Listed here are the Yankees strikeout numbers from 2017 to 2019 versus righty pitchers ONLY, according to baseball-savant:

PlayerK-Rate (%)
Judge, Aaron31.8
Stanton, Giancarlo*30.9
Frazier, Clint29
Voit, Luke+28.3
Sanchez, Gary24.5

*Stanton in MIA in 2017

+Voit debuted w/ STL in 2017

During the course of a 162-game season, this power-strikeout-walk model may work to win games, and it has for the Bombers, as evidenced by their 203 wins since the start of the 2018 season.

The execution of this model is simple: get men on base and eventually hit the three-run homer; you know, the old Earl Weaver-model. 

In general, are the Yankees even good versus right-handed pitching?

Yankees’ core vs RHP

PlayerOPSwRC+
Judge, Aaron.962152
Voit, Luke.900142
Andujar, Miguel.834124
Sanchez, Gary.808113
Stanton, Giancarlo.799115
Torres, Gleyber.828118
Frazier, Clint.76299

When you take the Yankees lineup and take out their stats vs lefties, their lineup appears relatively average. Facing the likes of Baltimore’s David Hess and Jimmy Yacabonis, these numbers aren’t too alarming. It is possible a lineup such as this can feast on bad pitching and win 100 games utilizing this model.

Can the Yankees hit breaking balls from righties? Somewhat, but the most concerning aspect of this data is that the team’s two biggest offensive contributors seem to struggle the most

PlayerK%BB%BASLG
Stanton, Giancarlo*396.191.382
Judge, Aaron4415.148.388
Sanchez, Gary323.6.235.447
Voit, Luke3210.248.482
Torres, Gleyber204.5.283.497
Andujar, Miguel*201.304.491
Frazier, Clint363.4.255.505

*limited to 18 games in 2019 due to injury

It’s clear that some Yankees can’t seem to hit the breaking ball from the righties, though catcher Gary Sanchez bounced back from an embarrassing 2018 were he hit a pathetic .131 batting average and a weak .308 slugging percentage. Strikeouts aren’t the worst thing, but the frequency in which they occur here doesn’t help come playoff time when teams can stack their roster with right-handers who rely on their offspeed to get hitters out.

We saw the 2019 Astros leave Wade Miley off the ALCS roster, carrying 0 left-handed pitchers in their series against New York.

Seeing all these numbers does it make sense that the Yankees had 3 playoffs appearances and didn’t win it all. 

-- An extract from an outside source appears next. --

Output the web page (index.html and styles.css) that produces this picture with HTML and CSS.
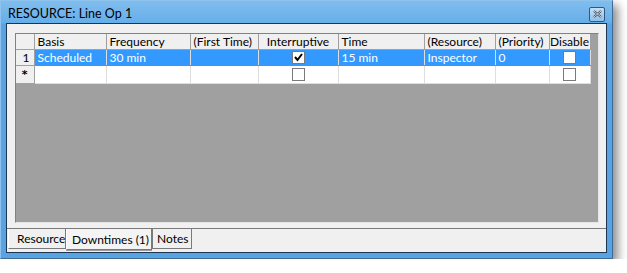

How did the Yankees do vs elite righties

2017 ALCS

Verlander and McCullers

27 innings

2 earned runs

4 walks

30 strikeouts

2018 ALDS

Eovaldi and Porcello

12.2 innings

2 earned runs

2 walks

14 strikeouts

Houston’s “Big 3” of aces in Justin Verlander, Gerritt Cole, and Zack Grienke and the Back 3 of  Roberto Osuna, Joe Smith, and Wil Harris pitched to a collective 2.70 ERA over 43.1 IP, striking out 45 (some of them really painful for Yankees fans), while walking 14. 

With all of this data at our expense, it’s safe to say the Yankees model doesn’t work in the playoffs. An alteration of philosophy when it comes to lineup construction is necessary at this point.

The lineup needs representation from the left side of the plate, particularly the likes of DJ LeMahieu, whose offensive game is permeated on high contact, and low-swing and miss (13.7%).

Trading the likes of Luke Voit and Clint Frazier, both players, despite their offensive potential (Voit: .378 OBP, 124 OPS+), have hurt the team on the defensive side, with Voit and Frazier accounting for -14 DRS (defensive runs saved) in 2019 alone.

Stacking Stanton, Judge, and Sanchez, three hitters with a reputation, as seen above, to swing-and-miss only makes the approach for opposing pitchers that much simpler. Hitting Sanchez lower in the order, say 7th, leaving Judge in the 2 spot and placing Stanton either 4th or 5th gives manager Aaron Boone’s lineup the separation it needs to keep pitchers, rather than the hitters, guessing.

Implementation of a more balanced offensive approach could pay dividends, and should it be executed correctly, along with the additional concerns surrounding the pitching staff, we may see Cashman and co. hoisting up banner number 28 on East 161st St when it’s all said and done.